◆ TASK GOAL
How many lines hold the string "that"? Reply with the number alone.
<<<<
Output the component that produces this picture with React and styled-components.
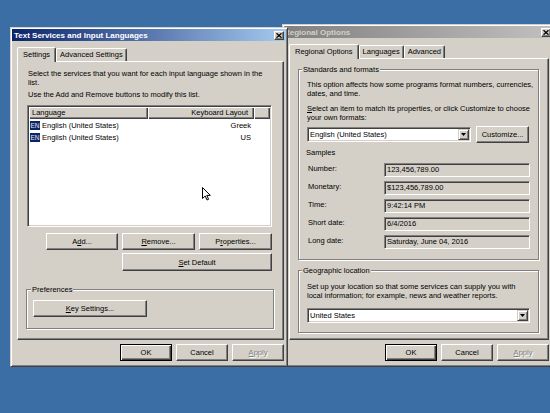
import React from 'react';
import styled, { createGlobalStyle } from 'styled-components';

const GlobalStyle = createGlobalStyle`
    html, body {
        margin: 0;
        padding: 0;
    }
    body {
        background: #3a6ea5;
        font-family: "Liberation Sans", Arial, sans-serif;
        font-size: 7.5px;
        color: #000;
    }
`;

const App = () => {
    return (
        <Desktop>
            <GlobalStyle />

            <Window $x={10} $y={27} $w={278} $h={340} $z={2}>
                <TitleBar $active $pl={2}>
                    <TitleText $active>Text Services and Input Languages</TitleText>
                    <CloseButton><CloseGlyph /></CloseButton>
                </TitleBar>
                <Body $pl={5} $pr={2}>
                    <TabStrip>
                        <Tab $active>Settings</Tab>
                        <Tab>Advanced Settings</Tab>
                    </TabStrip>
                    <TabPanel $h={279} $pad="7px 10px 0 10px">
                        <Para>
                            Select the services that you want for each input language shown in the<br />list.
                        </Para>
                        <Para $mt={3}>Use the Add and Remove buttons to modify this list.</Para>

                        <ListView>
                            <HeaderRow>
                                <HeaderCell $w={119}>Language</HeaderCell>
                                <HeaderCell $w={106} $right>Keyboard Layout</HeaderCell>
                                <HeaderCell $grow />
                            </HeaderRow>
                            {languages.map((lang, index) => (
                                <ListRow key={index}>
                                    <ListCell $w={119}>
                                        <LangBadge>EN</LangBadge>
                                        <span>{lang.name}</span>
                                    </ListCell>
                                    <ListCell $w={106} $right>{lang.layout}</ListCell>
                                </ListRow>
                            ))}
                        </ListView>

                        <ButtonRow $w={245} $mt={6} $ml={-1}>
                            <Button $w={72}>A<u>d</u>d...</Button>
                            <Button $w={73}><u>R</u>emove...</Button>
                            <Button $w={73}>P<u>r</u>operties...</Button>
                        </ButtonRow>
                        <ButtonRow $w={245} $mt={3} $ml={-1}>
                            <Button $w={150} $h={18}><u>S</u>et Default</Button>
                        </ButtonRow>

                        <GroupBox $w={248} $mt={14} $ml={-2} $pad="6px 0 11px 6px">
                            <GroupLabel $ml={-2}>Preferences</GroupLabel>
                            <Button $w={114}><u>K</u>ey Settings...</Button>
                        </GroupBox>
                    </TabPanel>
                    <ButtonRow $mt={4}>
                        <Button $w={52} $default>OK</Button>
                        <Button $w={52}>Cancel</Button>
                        <Button $w={52} disabled><u>A</u>pply</Button>
                    </ButtonRow>
                </Body>
            </Window>

            <Window $x={282} $y={24} $w={273} $h={343} $z={1}>
                <TitleBar $pl={0}>
                    <TitleText>Regional Options</TitleText>
                    <CloseButton><CloseGlyph /></CloseButton>
                </TitleBar>
                <Body $pl={5} $pr={4}>
                    <TabStrip>
                        <Tab $active>Regional Options</Tab>
                        <Tab>Languages</Tab>
                        <Tab>Advanced</Tab>
                    </TabStrip>
                    <TabPanel $h={282} $pad="6px 9px 0 8px">
                        <GroupBox $w={241} $pad="6px 8px 10px 8px">
                            <GroupLabel $ml={-5}>Standards and formats</GroupLabel>
                            <Para>
                                This option affects how some programs format numbers, currencies,<br />
                                dates, and time.
                            </Para>
                            <Para $mt={6}>
                                <u>S</u>elect an item to match its properties, or click Customize to choose<br />
                                your own formats:
                            </Para>
                            <ComboRow>
                                <Combo $w={164}>
                                    <ComboValue>English (United States)</ComboValue>
                                    <ComboArrow><ArrowGlyph /></ComboArrow>
                                </Combo>
                                <Button $w={53}>Customize...</Button>
                            </ComboRow>
                            <Para $mt={5} $ml={-1}>Samples</Para>
                            <SampleList>
                                {samples.map((s) => (
                                    <SampleRow key={s.label}>
                                        <SampleLabel>{s.label}</SampleLabel>
                                        <SampleField>{s.value}</SampleField>
                                    </SampleRow>
                                ))}
                            </SampleList>
                        </GroupBox>

                        <GroupBox $w={241} $mt={6} $pad="7px 8px 9px 8px">
                            <GroupLabel $ml={-5}>Geographic location</GroupLabel>
                            <Para>
                                Set up your location so that some services can supply you with<br />
                                local information; for example, news and weather reports.
                            </Para>
                            <Combo $w={223} $mt={8}>
                                <ComboValue>United States</ComboValue>
                                <ComboArrow><ArrowGlyph /></ComboArrow>
                            </Combo>
                        </GroupBox>
                    </TabPanel>
                    <ButtonRow $mt={4}>
                        <Button $w={52} $default>OK</Button>
                        <Button $w={52}>Cancel</Button>
                        <Button $w={52} disabled><u>A</u>pply</Button>
                    </ButtonRow>
                </Body>
            </Window>

            <Cursor width="10" height="14" viewBox="0 0 10 14">
                <path d="M0.5 0.5 L0.5 11.5 L3.2 9 L5 13 L6.6 12.3 L4.8 8.4 L8.3 8.4 Z" fill="#fff" stroke="#000" strokeWidth="1" strokeLinejoin="miter" />
            </Cursor>
        </Desktop>
    );
}

const languages = [
    { name: 'English (United States)', layout: 'Greek' },
    { name: 'English (United States)', layout: 'US' },
];

const samples = [
    { label: 'Number:', value: '123,456,789.00' },
    { label: 'Monetary:', value: '$123,456,789.00' },
    { label: 'Time:', value: '9:42:14 PM' },
    { label: 'Short date:', value: '6/4/2016' },
    { label: 'Long date:', value: 'Saturday, June 04, 2016' },
];

const CloseGlyph = () => (
    <svg width="6" height="5" viewBox="0 0 6 5">
        <path d="M0.5 0.3 L5.5 4.7 M5.5 0.3 L0.5 4.7" stroke="#000" strokeWidth="1.3" />
    </svg>
);

const ArrowGlyph = () => (
    <svg width="5" height="3" viewBox="0 0 5 3">
        <polygon points="0,0 5,0 2.5,3" fill="#000" />
    </svg>
);

const Desktop = styled.div`
    position: relative;
    width: 550px;
    height: 413px;
    overflow: hidden;
    background: #3a6ea5;
`;

const Window = styled.div`
    position: absolute;
    left: ${p => p.$x}px;
    top: ${p => p.$y}px;
    width: ${p => p.$w}px;
    height: ${p => p.$h}px;
    z-index: ${p => p.$z};
    box-sizing: border-box;
    display: flex;
    flex-direction: column;
    padding: 1px;
    background: #d4d0c8;
    border: 1px solid;
    border-color: #d4d0c8 #404040 #404040 #d4d0c8;
    box-shadow: inset 1px 1px #fff, inset -1px -1px #808080;
`;

const TitleBar = styled.div`
    flex: none;
    height: 12px;
    display: flex;
    align-items: center;
    justify-content: space-between;
    padding: 0 2px 0 ${p => p.$pl}px;
    background: ${p => p.$active
        ? 'linear-gradient(90deg, #0a246a, #a6caf0)'
        : 'linear-gradient(90deg, #808080, #c0c0c0)'};
`;

const TitleText = styled.span`
    font-size: 8px;
    font-weight: bold;
    white-space: nowrap;
    color: ${p => p.$active ? '#fff' : '#d4d0c8'};
`;

const CloseButton = styled.div`
    width: 10px;
    height: 9px;
    box-sizing: border-box;
    display: flex;
    align-items: center;
    justify-content: center;
    background: #d4d0c8;
    border: 1px solid;
    border-color: #fff #404040 #404040 #fff;
    box-shadow: inset -1px -1px #808080;
`;

const Body = styled.div`
    flex: 1;
    display: flex;
    flex-direction: column;
    padding: 6px ${p => p.$pr}px 0 ${p => p.$pl}px;
`;

const TabStrip = styled.div`
    position: relative;
    z-index: 1;
    height: 14px;
    display: flex;
    align-items: flex-end;
`;

const Tab = styled.div`
    height: ${p => p.$active ? 15 : 13}px;
    margin-bottom: ${p => p.$active ? -1 : 0}px;
    box-sizing: border-box;
    padding: 0 ${p => p.$active ? 5 : 3}px 1px;
    display: flex;
    align-items: center;
    white-space: nowrap;
    background: #d4d0c8;
    border: 1px solid;
    border-bottom: none;
    border-color: #fff #404040 #404040 #fff;
    border-radius: 2px 2px 0 0;
    box-shadow: inset -1px 0 #808080;
`;

const TabPanel = styled.div`
    height: ${p => p.$h}px;
    box-sizing: border-box;
    padding: ${p => p.$pad};
    display: flex;
    flex-direction: column;
    align-items: flex-start;
    border: 1px solid;
    border-color: #fff #404040 #404040 #fff;
    box-shadow: inset -1px -1px #808080;
`;

const Para = styled.p`
    margin: ${p => p.$mt || 0}px 0 0 ${p => p.$ml || 0}px;
    line-height: 9px;
    white-space: nowrap;
`;

const ListView = styled.div`
    width: 245px;
    height: 122px;
    margin: 6px 0 0 -1px;
    box-sizing: border-box;
    padding: 1px;
    background: #fff;
    border: 1px solid;
    border-color: #808080 #fff #fff #808080;
    box-shadow: inset 1px 1px #404040, inset -1px -1px #d4d0c8;
`;

const HeaderRow = styled.div`
    display: flex;
    height: 12px;
`;

const HeaderCell = styled.div`
    ${p => p.$grow ? 'flex: 1;' : `width: ${p.$w}px;`}
    box-sizing: border-box;
    padding: 0 ${p => p.$right ? 6 : 3}px 0 3px;
    line-height: 12px;
    text-align: ${p => p.$right ? 'right' : 'left'};
    background: #d4d0c8;
    box-shadow: inset 1px 1px #fff, inset -1px -1px #404040, inset -2px -2px #808080;
`;

const ListRow = styled.div`
    display: flex;
    align-items: center;
    height: 11px;
    margin-top: 1px;
`;

const ListCell = styled.div`
    width: ${p => p.$w}px;
    box-sizing: border-box;
    display: flex;
    align-items: center;
    justify-content: ${p => p.$right ? 'flex-end' : 'flex-start'};
    padding: 0 ${p => p.$right ? 3 : 0}px 0 1px;
    white-space: nowrap;
`;

const LangBadge = styled.span`
    width: 10px;
    height: 9px;
    margin-right: 2px;
    display: inline-flex;
    align-items: center;
    justify-content: center;
    font-size: 6.5px;
    color: #e8e8f0;
    background: #0a246a;
`;

const ButtonRow = styled.div`
    display: flex;
    justify-content: flex-end;
    gap: 4px;
    ${p => p.$w ? `width: ${p.$w}px;` : 'align-self: stretch;'}
    margin: ${p => p.$mt || 0}px 0 0 ${p => p.$ml || 0}px;
`;

const Button = styled.button`
    width: ${p => p.$w}px;
    height: ${p => p.$h || 17}px;
    flex: none;
    box-sizing: border-box;
    padding: 0;
    font-family: inherit;
    font-size: 7.5px;
    color: ${p => p.disabled ? '#808080' : '#000'};
    text-shadow: ${p => p.disabled ? '1px 1px #fff' : 'none'};
    background: #d4d0c8;
    border: 1px solid;
    border-color: ${p => p.$default ? '#000' : '#fff #404040 #404040 #fff'};
    box-shadow: ${p => p.$default
        ? 'inset 1px 1px #fff, inset -1px -1px #404040, inset -2px -2px #808080'
        : 'inset -1px -1px #808080'};
`;

const GroupBox = styled.fieldset`
    width: ${p => p.$w}px;
    min-width: 0;
    box-sizing: border-box;
    margin: ${p => p.$mt || 0}px 0 0 ${p => p.$ml || 0}px;
    padding: ${p => p.$pad};
    border: 1px solid #808080;
    box-shadow: inset 1px 1px #fff, 1px 1px #fff;
    display: flex;
    flex-direction: column;
    align-items: flex-start;
`;

const GroupLabel = styled.legend`
    margin-left: ${p => p.$ml}px;
    padding: 0 1px;
    line-height: 9px;
    background: #d4d0c8;
`;

const ComboRow = styled.div`
    display: flex;
    align-items: center;
    gap: 5px;
    margin-top: 4px;
    height: 17px;
`;

const Combo = styled.div`
    width: ${p => p.$w}px;
    height: 15px;
    margin-top: ${p => p.$mt || 0}px;
    box-sizing: border-box;
    display: flex;
    align-items: center;
    padding: 1px;
    background: #fff;
    border: 1px solid;
    border-color: #808080 #fff #fff #808080;
    box-shadow: inset 1px 1px #404040, inset -1px -1px #d4d0c8;
`;

const ComboValue = styled.span`
    flex: 1;
    padding-left: 1px;
    white-space: nowrap;
`;

const ComboArrow = styled.div`
    width: 11px;
    height: 11px;
    box-sizing: border-box;
    display: flex;
    align-items: center;
    justify-content: center;
    background: #d4d0c8;
    border: 1px solid;
    border-color: #d4d0c8 #404040 #404040 #d4d0c8;
    box-shadow: inset 1px 1px #fff, inset -1px -1px #808080;
`;

const SampleList = styled.div`
    display: flex;
    flex-direction: column;
    gap: 4px;
    margin-top: 6px;
`;

const SampleRow = styled.div`
    display: flex;
    align-items: flex-start;
    margin-left: 1px;
`;

const SampleLabel = styled.span`
    width: 76px;
    line-height: 11px;
`;

const SampleField = styled.div`
    width: 146px;
    height: 14px;
    box-sizing: border-box;
    padding: 0 2px;
    line-height: 12px;
    white-space: nowrap;
    background: #d4d0c8;
    border: 1px solid;
    border-color: #808080 #fff #fff #808080;
    box-shadow: inset 1px 1px #404040, inset -1px -1px #d4d0c8;
`;

const Cursor = styled.svg`
    position: absolute;
    left: 202px;
    top: 187px;
    z-index: 5;
`;

export default App;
>>>>
◆ SOLUTION BELOW
3